Much of the IT industry is project work, either on a fixed duration of time, or constrained by project funding. I've found that six month employment agreements are the norm, with six month extensions. Separations during recession are compounded by the H-1B program -- gaps in employment history are extended as new H-1B are invested in and reserved in advance of economic recovery. In preparing for an economic recovery, employers apply for an H-1B, paying fees and expending other resources six months in advance (Apr. 1 to Oct. 1), the final decision comes down to hiring the seasoned professional with an employment gap, or hiring the H-1B that has aready cost the company time and resources. Finally, new college graduates have been added during the recession, it's hardly fair that H-1B are reserved in April and most graduations occur in June.

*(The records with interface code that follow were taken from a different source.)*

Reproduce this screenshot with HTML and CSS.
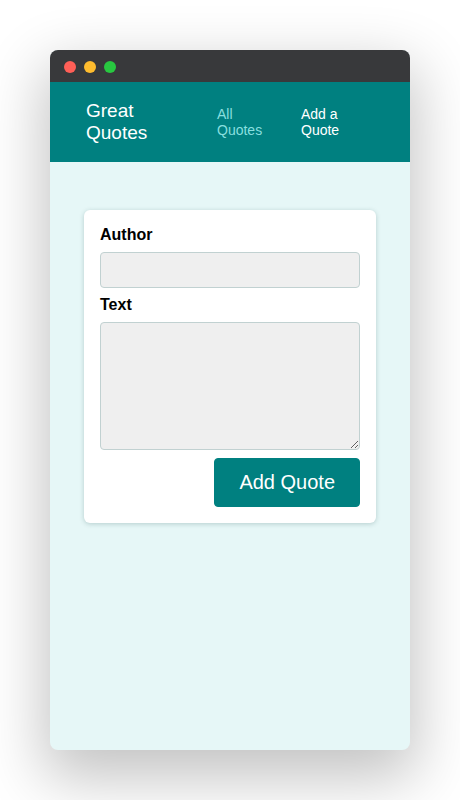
FILE: index.html
```
<!DOCTYPE html>
<html lang="en">
<head>
<meta charset="utf-8">
<title>Great Quotes</title>
<link rel="stylesheet" href="styles.css">
</head>
<body>
<div class="window">
  <div class="titlebar">
    <span class="dot red"></span>
    <span class="dot yellow"></span>
    <span class="dot green"></span>
  </div>
  <header class="header">
    <div class="logo">Great Quotes</div>
    <nav class="nav">
      <ul>
        <li class="nav-all"><a href="#">All Quotes</a></li>
        <li class="nav-add"><a href="#" class="active">Add a Quote</a></li>
      </ul>
    </nav>
  </header>
  <main class="main">
    <form class="card form">
      <div class="control">
        <label for="author">Author</label>
        <input type="text" id="author">
      </div>
      <div class="control">
        <label for="text">Text</label>
        <textarea id="text"></textarea>
      </div>
      <div class="actions">
        <button type="button" class="btn">Add Quote</button>
      </div>
    </form>
  </main>
</div>
</body>
</html>
```
FILE: styles.css
```
* { box-sizing: border-box; }
html, body {
  margin: 0;
  padding: 0;
  background: #ffffff;
  font-family: "Liberation Sans", Arial, sans-serif;
}
body {
  padding: 50px 50px 50px 50px;
}
.window {
  width: 360px;
  height: 700px;
  border-radius: 8px;
  overflow: hidden;
  background: #e6f7f7;
  box-shadow: 0 22px 60px 6px rgba(0, 0, 0, 0.24);
  display: flex;
  flex-direction: column;
}
.titlebar {
  height: 32px;
  background: #38393b;
  display: flex;
  align-items: center;
  gap: 8px;
  padding: 2px 0 0 14px;
  flex: none;
}
.dot {
  width: 12px;
  height: 12px;
  border-radius: 50%;
}
.red { background: #ff5f57; }
.yellow { background: #febc2e; }
.green { background: #28c840; }
.header {
  height: 80px;
  flex: none;
  background: #008080;
  display: flex;
  align-items: center;
  padding: 0 0 0 36px;
}
.logo {
  width: 131px;
  flex: none;
  font-size: 19px;
  line-height: 22px;
  color: #ffffff;
  padding-right: 60px;
}
.nav ul {
  list-style: none;
  margin: 0;
  padding: 0;
  display: flex;
  align-items: baseline;
  gap: 38px;
}
.nav li {
  font-size: 14px;
  line-height: 16px;
}
.nav-all { width: 46px; }
.nav-add { width: 46px; }
.nav a {
  text-decoration: none;
  color: #88dfdf;
}
.nav a.active { color: #ffffff; }
.main {
  flex: 1;
  padding: 48px 34px;
}
.card {
  background: #ffffff;
  border-radius: 6px;
  box-shadow: 0 1px 5px rgba(0, 60, 60, 0.22);
}
.form {
  padding: 16px;
  margin: 0;
}
.control {
  margin-bottom: 8px;
}
.control label {
  display: block;
  font-weight: bold;
  font-size: 16px;
  line-height: 18px;
  margin-bottom: 8px;
  color: #000;
}
.control input,
.control textarea {
  display: block;
  width: 100%;
  font: inherit;
  background: #efefef;
  border: 1px solid #c1d1d1;
  border-radius: 4px;
  padding: 6px;
  margin: 0;
}
.control input { height: 36px; }
.control textarea { height: 128px; resize: vertical; }
.actions {
  display: flex;
  justify-content: flex-end;
}
.btn {
  font-family: inherit;
  font-size: 20px;
  line-height: 23px;
  height: 49px;
  padding: 12px 24px;
  border-radius: 4px;
  background: #008080;
  color: #ffffff;
  border: 1px solid #008080;
  cursor: pointer;
}
```
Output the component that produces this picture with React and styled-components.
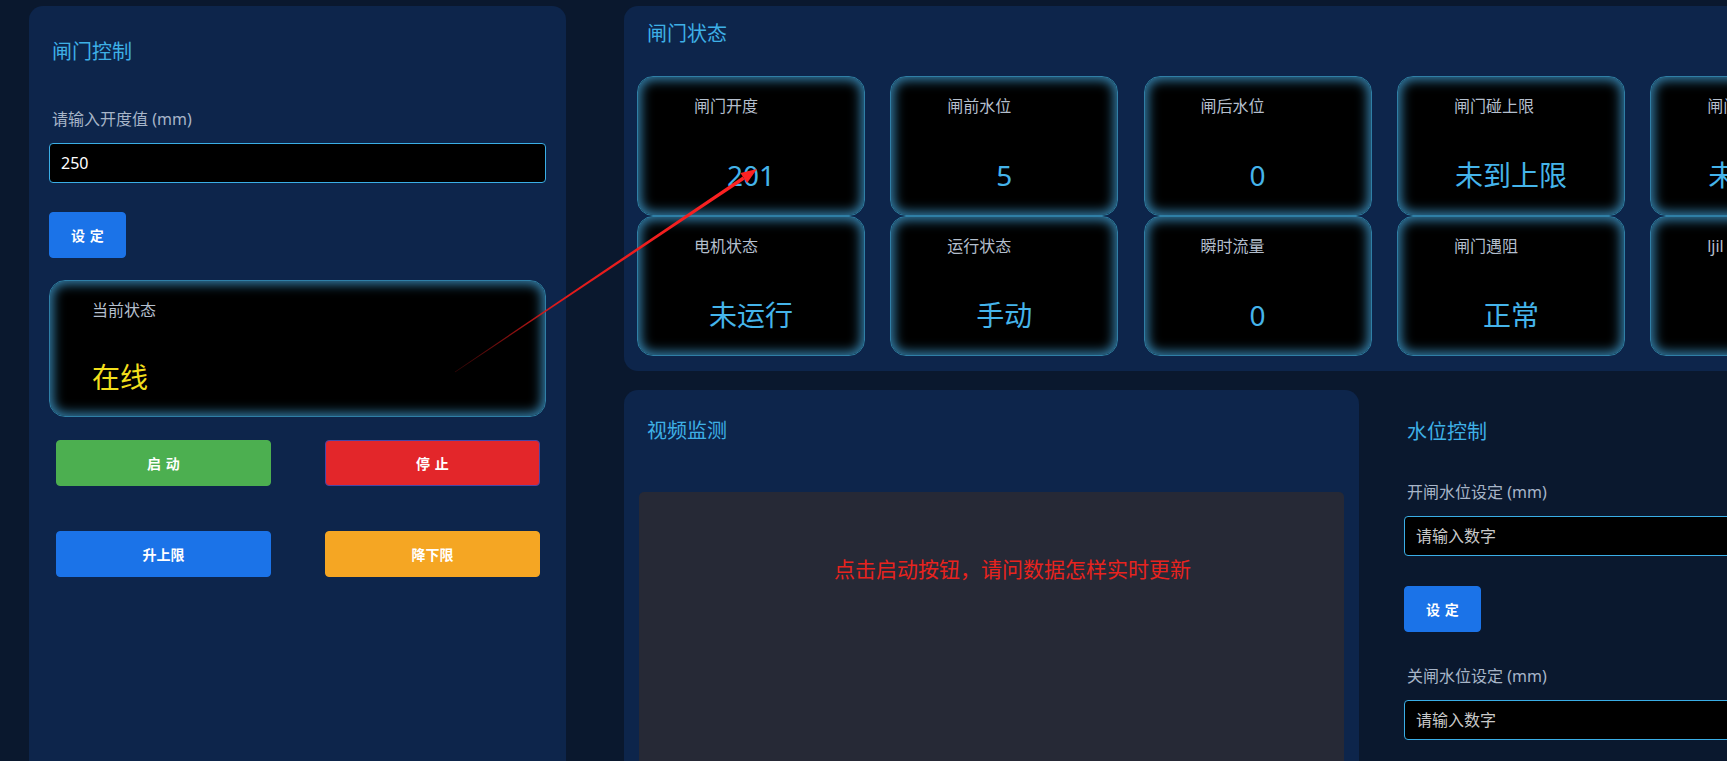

I was a consultant at a place in the mid 1990s, worked endless 80 hour weeks, one week reaching 100 hours (all for 40 hours pay, of course) I was told by the client that they'd never seen harder workers, and got great reviews A few years later, I applied there a few times, and no response perdiod. Yet, my apartment was filling up with people who just came from India, and guessed where they all worked? And I'm a 'racist' for mentioning that? The author of this story refuses to see that the citizen tech worker has been on the receiving end of some of the worst racism for 10 plus years, thank to the lies of guys like him, lies he's still telling to this day He doesnt like being called out, so he swings the race card around
You accusations of racism is total bull! Hundreds of thousands if not millions of US STEM workers are being displaced by low cost economic refugees from third world countries, primarily India, every decade. That is a fact! People are upset. They are losing their jobs, their homes, their communities and finally their country. Call it racism all you want, but it is total anger! We can correct the injustices of this visa now, or just sweep the problem under the rug by calling the victims of this injustice slanderous names.
You are quite mistaken in your notion of "economic refugee". Indians in the US already represent the highest strata economically and educationally in the US. If I were to drop all this and go back home to India, I am confident of landing a job that would accord me as decent a lifestyle as I currently enjoy. I would even get to enjoy Diwali with my parents (something I haven't done in 15 years). What I would miss is the approach to life that I so admire here. That said, I haven't met anyone that has personally begrudged my stay in the US...over 10 years! If I meet enough people that make me feel like an economic refugee, I would definitely consider moving on. Given the fact that I've gone a decade in the US without ever feeling unwanted (these posts don't count), I am hopeful of the dominance of good American decency in my everyday experiences.